Posh Sea Salt (26g dissolved in 1L RO water)
A Soda Stream (I got mine from Argos for about £30)
RO/Distilled water – can buy from most aquatics centres – you will need a lot of this as it makes up the bulk of the brew water, 10p per L
TDS meter – from ebay/amazon for about £14
My spreadsheet to perform a couple of calculations during the process (Can be viewed online here or downloaded directly here)
A graduated 10ml pipette
A Britta filter and some BWT Mg+ filter cartridges
Finally, a pack of Sharpies or similar for marking up the bottles
What do I do with all this stuff?
Fill your Soda Stream bottle with RO water to the line. Lock it into the SS and blast it until safety valve pops (as per SS instructions)

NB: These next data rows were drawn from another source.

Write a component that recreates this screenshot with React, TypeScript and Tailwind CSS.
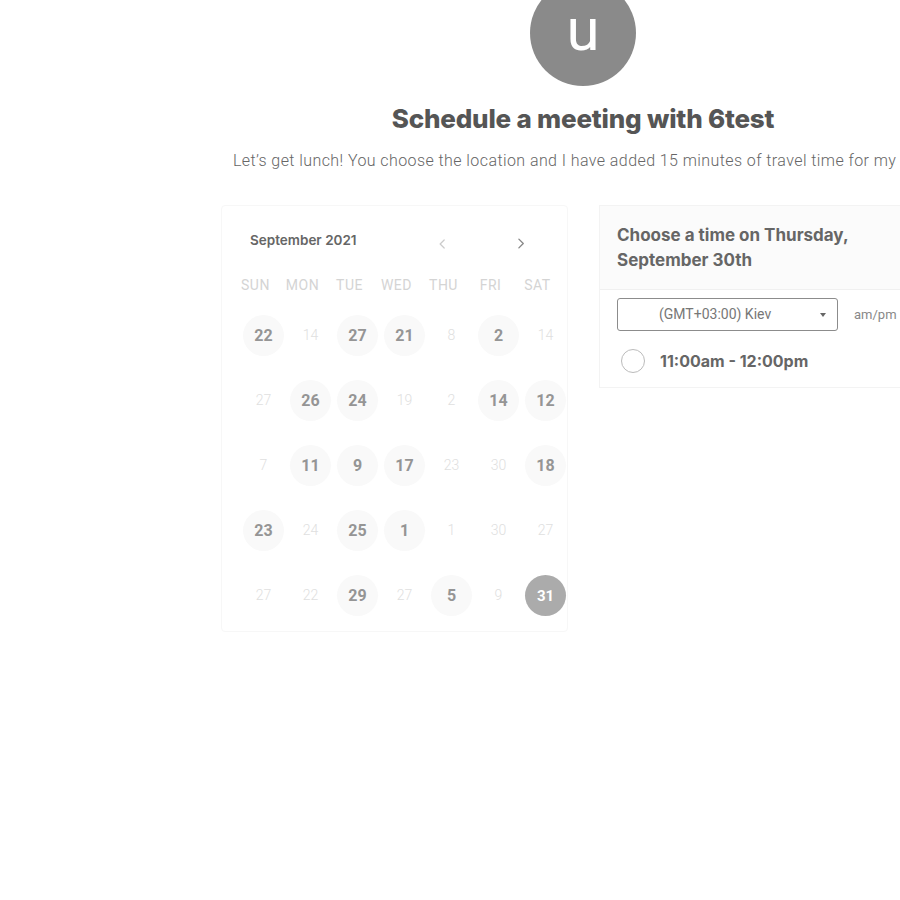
import React from "react";

type Day = { n: number; on?: boolean; sel?: boolean };

const weeks: Day[][] = [
  [{ n: 22, on: true }, { n: 14 }, { n: 27, on: true }, { n: 21, on: true }, { n: 8 }, { n: 2, on: true }, { n: 14 }],
  [{ n: 27 }, { n: 26, on: true }, { n: 24, on: true }, { n: 19 }, { n: 2 }, { n: 14, on: true }, { n: 12, on: true }],
  [{ n: 7 }, { n: 11, on: true }, { n: 9, on: true }, { n: 17, on: true }, { n: 23 }, { n: 30 }, { n: 18, on: true }],
  [{ n: 23, on: true }, { n: 24 }, { n: 25, on: true }, { n: 1, on: true }, { n: 1 }, { n: 30 }, { n: 27 }],
  [{ n: 27 }, { n: 22 }, { n: 29, on: true }, { n: 27 }, { n: 5, on: true }, { n: 9 }, { n: 31, sel: true }],
];

const heads = ["SUN", "MON", "TUE", "WED", "THU", "FRI", "SAT"];

const Chevron = ({ dir, className }: { dir: "l" | "r"; className: string }) => (
  <svg viewBox="0 0 12 12" className={className} fill="none" aria-hidden>
    <path
      d={dir === "l" ? "M8 1.5L3.5 6 8 10.5" : "M4 1.5L8.5 6 4 10.5"}
      stroke="currentColor"
      strokeWidth="1.4"
      strokeLinecap="round"
      strokeLinejoin="round"
    />
  </svg>
);

export default function App() {
  return (
    <div className="w-full h-screen overflow-hidden bg-white font-['Roboto',sans-serif]">
      <div className="w-[1166px] flex flex-col items-center">
        {/* avatar */}
        <div className="-mt-[20px] h-[106px] w-[106px] rounded-full bg-[#8a8a8a] flex items-center justify-center">
          <span className="text-white text-[60px] leading-none font-normal -mt-[6px]">u</span>
        </div>

        <h1 className="mt-[13px] text-[26px] font-extrabold text-[#555] font-['Inter',sans-serif] tracking-[-0.2px]">
          Schedule a meeting with 6test
        </h1>
        <div className="w-[700px] mt-[11px]">
          <p className="text-[16px] font-light tracking-[0.42px] text-[#666] whitespace-nowrap">
            Let’s get lunch! You choose the location and I have added 15 minutes of travel time for my commute.
          </p>
        </div>

        <div className="mt-[32px] flex gap-[31px] items-start">
          {/* calendar */}
          <div className="w-[347px] h-[427px] border border-[#f7f7f7] rounded-sm pt-[24px]">
            <div className="flex items-center pl-[28px] pr-[40px]">
              <span className="whitespace-nowrap text-[13.5px] font-semibold text-[#666] font-['Inter',sans-serif]">
                September 2021
              </span>
              <Chevron dir="l" className="ml-[80px] mt-[8px] h-[12px] w-[12px] text-[#ccc]" />
              <Chevron dir="r" className="ml-[68px] mt-[6px] h-[13px] w-[13px] text-[#888]" />
            </div>
            <div className="mt-[25px] grid grid-cols-[repeat(7,47px)] pl-[14px]">
              {heads.map((h) => (
                <div key={h} className="text-center text-[14px] text-[#d4d4d4] tracking-[0.5px] pr-[8px]">
                  {h}
                </div>
              ))}
            </div>
            <div className="mt-[19px] pl-[18px] flex flex-col gap-[24px]">
              {weeks.map((w, i) => (
                <div key={i} className="grid grid-cols-[repeat(7,47px)]">
                  {w.map((d, j) => (
                    <div key={j} className="flex justify-center">
                      <div
                        className={
                          d.sel
                            ? "h-[41px] w-[41px] rounded-full bg-[#ababab] flex items-center justify-center text-[15px] font-bold text-white"
                            : d.on
                            ? "h-[41px] w-[41px] rounded-full bg-[#f9f9f9] flex items-center justify-center text-[16px] font-bold text-[#959595]"
                            : "h-[41px] w-[41px] flex items-center justify-center text-[14px] font-light text-[#e0e0e0]"
                        }
                      >
                        {d.n}
                      </div>
                    </div>
                  ))}
                </div>
              ))}
            </div>
          </div>

          {/* time picker */}
          <div className="w-[346px] border border-[#f3f3f3]">
            <div className="bg-[#fbfbfb] border-b border-[#f0f0f0] px-[17px] pt-[17px] pb-[16px]">
              <div className="text-[17px] leading-[25px] font-bold text-[#666] font-['Inter',sans-serif]">
                Choose a time on Thursday,
                <br />
                September 30th
              </div>
            </div>
            <div className="px-[17px] pt-[8px] pb-[14px]">
              <div className="flex items-center">
                <div className="relative w-[221px] h-[33px] border border-[#8c8c8c] rounded-[3px] flex items-center">
                  <span className="pl-[41px] text-[14px] text-[#777]">(GMT+03:00) Kiev</span>
                  <span className="absolute right-[11px] top-[14px] w-0 h-0 border-x-[3.5px] border-x-transparent border-t-[4px] border-t-[#666]" />
                </div>
                <span className="ml-[16px] text-[13px] text-[#888]">am/pm</span>
              </div>
              <div className="mt-[18px] flex items-center">
                <span className="ml-[4px] h-[24px] w-[24px] rounded-full border border-[#bbb]" />
                <span className="ml-[15px] text-[16px] font-bold text-[#666] font-['Inter',sans-serif]">
                  11:00am - 12:00pm
                </span>
              </div>
            </div>
          </div>
        </div>
      </div>
    </div>
  );
}
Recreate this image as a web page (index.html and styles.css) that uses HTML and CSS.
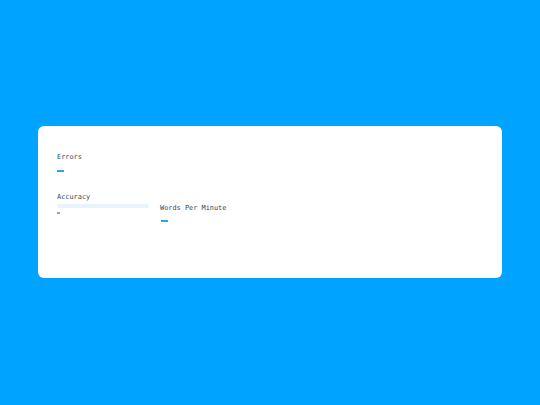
FILE: index.html
```html
<!DOCTYPE html>
<html>
<head>
<meta charset="utf-8">
<link rel="stylesheet" href="styles.css">
</head>
<body>
<div class="page">
  <div class="card">
    <div class="stats">
      <div class="col-left">
        <div class="stat">
          <div class="label">Errors</div>
          <div class="dash-blue"></div>
        </div>
        <div class="stat accuracy">
          <div class="label">Accuracy</div>
          <div class="bar"><div class="bar-fill" style="width:0%"></div></div>
          <div class="dash-gray"></div>
        </div>
      </div>
      <div class="col-right">
        <div class="label">Words Per Minute</div>
        <div class="dash-blue"></div>
      </div>
    </div>
  </div>
</div>
</body>
</html>
```
FILE: styles.css
```css
html, body {
  margin: 0;
  padding: 0;
}
body {
  background: #00a3ff;
  font-family: "DejaVu Sans Mono", "Liberation Mono", monospace;
  width: 540px;
  height: 405px;
  overflow: hidden;
}
.page {
  display: flex;
  justify-content: center;
  padding-top: 126px;
}
.card {
  width: 464px;
  height: 152px;
  box-sizing: border-box;
  background: #ffffff;
  border-radius: 6px;
  padding: 26px 19px;
}
.stats {
  display: flex;
  gap: 11px;
}
.col-left {
  width: 92px;
  display: flex;
  flex-direction: column;
}
.label {
  font-size: 6.9px;
  line-height: 10px;
  color: #2b4c5c;
  white-space: nowrap;
}
.dash-blue {
  width: 7px;
  height: 2px;
  background: #2aa3e8;
  margin-top: 8px;
}
.accuracy {
  margin-top: 20px;
}
.bar {
  margin-top: 2px;
  height: 4px;
  border-radius: 2px;
  background: #e8f4fb;
}
.bar-fill {
  height: 100%;
  background: #2aa3e8;
}
.dash-gray {
  width: 3px;
  height: 2px;
  background: #9aa5ab;
  margin-top: 4px;
}
.col-right {
  padding-top: 51px;
}
.col-right .dash-blue {
  margin-top: 7px;
  margin-left: 1px;
}
```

Weigh 1.5g of Calcium Carbonate and add it to the fizzy RO water. Put lid on bottle quickly. Shake a few times.
Leave the resulting solution overnight in the sealed bottle so that the solids fall to the bottom of the bottle (this is important or you will end up with loads of sediment in your water which you don’t want and you may also increase the hardness after you have measured it)
Open the bottle and tip a small amount of water out of the bottle into a little cup.
Measure the TDS of the water, after leaving it to sit for a few mins to let the bubbles dissipate, I get the best reading from taking the TDS meter in and out of the water a few times. The reading will change but I go with the figure that comes up most often.
Once you have this TDS reading you then stick that into my spreadsheet and enter your desired brew water hardness. The spreadsheet will tell you how much of this Calcium water you need to add to how much RO water to make the desired hardness. It’s usually about 300-500ml Calcium water to make a 5L batch of brew water.
Once mixed well you then add 1ml of Sea Salt solution for every litre of brew water and stir again.
I then take this and filter it through a BWT Mg+ cartridge in a Britta 5L filter.